What had actually happened to the group was that they they been unintentionally teleported to an underground laboratory by a squad of camouflaged monkeys. The group was disoriented for a few minutes by the after-effects of teleportation, but the monkeys simply waited. When the group was reoriented, one of the monkeys stepped forward. He said, "You are not the friends we were looking for, but you will have to do. Please follow me." The friends were terrified because they couldn't actually see who/what was talking to them. They began scanning the room almost frantically, when suddenly the leader monkey pulled off his mask, revealing an intelligent, monkey face. "It's okay, you can trust me," he said in a reassuring voice. The friends were still very skeptical and wary, but the tadpoles immediately rushed over and gave the leader monkey a smothering group hug. The monkey smiled and hugged them back, laughing all the while.

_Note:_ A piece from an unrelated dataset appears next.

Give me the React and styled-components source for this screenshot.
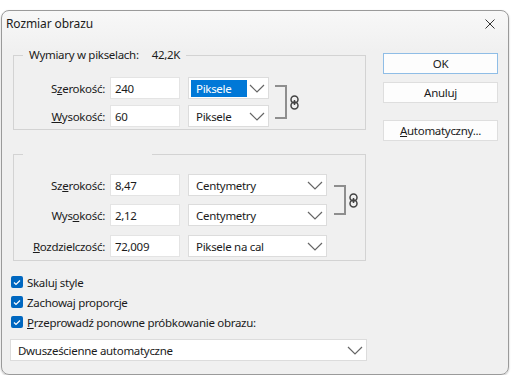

This made the friends very uncomfortable and unsure. However, they decided to follow the monkeys, who had all removed their masks at this point. "Alright, then - this way." And they started down a long, dark tunnel. Our protagonist asked, "Why are you able to speak? You're only a--" The movement of the monkey squad was so quick that our protagonist didn't even have time to bat an eyelash. The monkeys had drawn swords and were poised to strike. The leader casually turned and with surprising fierceness said, "A monkey?" He shook his head. "You speak of things with you do not know. We have not always been monkeys. Once, we were..."
Surprisingly, I feel a whole lot better now. Maybe typing out nonsensical stories and enjoying the creatively odd humor within them was just the thing I needed to re-motivate myself. Huh. I never would have guessed.